The receiving corps does not boast a lot of established leaders, but is full of budding talent that will likely be a pleasant surprise in 2023. Northwestern graduate student transfer Malik Washington, junior Malachi Fields and sophomore JR Wilson are the biggest breakout candidates. There may be some growing pains early on, with multiple veteran leaders moving on to the NFL, but expanded reps will likely pay dividends for this athletic Virginia offense towards the end of the season. Patience will be key. Washington is the only Cavalier receiver with more than 20 career receptions, and returning wideouts combined for only 17 catches in 2022.
The tight end group left a lot to be desired last season, as Cavalier tight ends did not score a touchdown in 2022. They will have a long way to go towards contributing this season, but the experience of graduate student Grant Misch and senior Sackett Wood return atop the depth chart along with sophomore Karson Gay to hopefully break out this year after another offseason in Elliott’s system.
The offensive line has undergone a massive transformation over the offseason and will aim to become a strength this year. Sophomore McKale Boley has boundless potential at left tackle alongside a plethora of transfers and valuable recruits. Many will be competing for the starting spots, and the expectation of improvement will be greater after a porous campaign in 2022. A full group of several lineman over 6’3” and roughly 300 pounds should provide the stability a growing Cavalier offense needs. Alongside Boley at left tackle and incumbent junior Ty Furnish at center, senior transfers Ugonna Nnanna and Jimmy Christ could slot in at left guard and right tackle respectively. Junior Noah Josey will likely take the right guard spot. Improvement is both an expectation and a requirement in order for Virginia to be more dangerous offensively.
The defensive line is certainly the most experienced and arguably the best position group the Cavaliers have. Led by All-ACC candidate Chico Bennett Jr., this will be the strength of a Virginia defense that made unprecedented progress in 2022. Aaron Faumui, Kam Butler and Jahmeer Carter will also make a major impact stifling the run. If the defensive line can grow as a pass rushing crew, the Virginia defense has top 25 potential nationally. The addition of freshmen Jason Hammond and Miles Greene will also pay dividends in 2024 post departure of the current talented crop of seniors.
The linebacker room will be a key storyline after the departure of captain Nick Jackson, but it could transform into a conference leader since the Cavaliers boast a variety of talented options. Graduate student Josh Ahern returns as the elder statesman of the group alongside likely starters James Jackson and Stevie Bracey. A few wildcards in sophomore Trey McDonald and true freshman Kamren Robinson could emerge as stars, as both play with a high motor and grit. Robinson was the biggest prize of Virginia’s 2023 recruiting class with a four star rating — it would not be a surprise to see him on the field early and often making game changing plays.

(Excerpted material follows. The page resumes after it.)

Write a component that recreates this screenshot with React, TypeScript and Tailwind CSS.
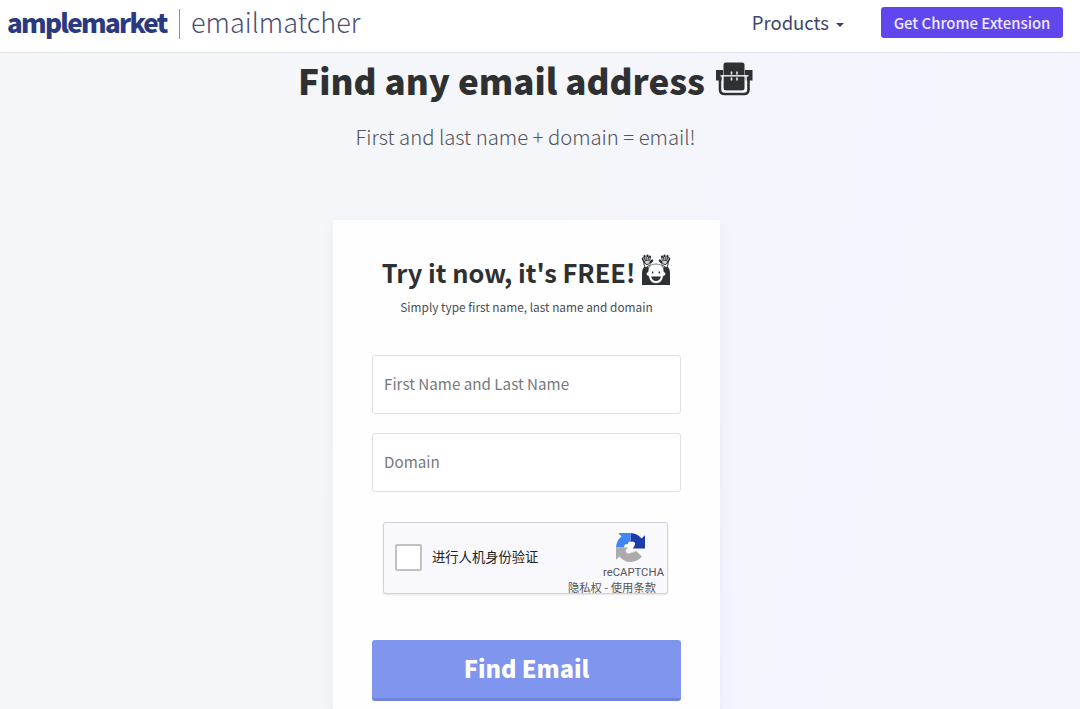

The defensive backs also have more questions than answers as to who will get the reps, but there is significant reason for optimism. Antonio Clary and Coen King are back as the likely starters at safety. Transfers Tayvonn Kyle, Malcolm Greene and Sam Westfall bring experience as vetted Power 5 starters. The additions should hopefully counterbalance the loss of multiple elite starters. A point of concern however is that career interceptions are not abundant within this crew, but continuing to build on an opponent third down percentage of 36.69 percent will more than offset the lack of generated turnovers. That mark was roughly an excellent 7 percent upgrade from 2021.
The special teams unit also figures to be one of the better groups in the ACC in terms of specialists, led by the promising kicker-punter duo of sophomore Will Bettridge and senior Daniel Sparks. Five star true freshman Elijah Slibeck and Darden graduate student Matt Ganyard could also factor into a strong showing. The return game is a work in progress however, illustrated by a poor showing at the spring game with a dropped kick return and minimal yardage gained. True freshman wide receiver Jaden Gibson could be the answer as a returner should Virginia elect to try other options. Coordinator Keith Gaither’s special teams squad will need to do whatever possible to put the Cavalier offense in a good position to score.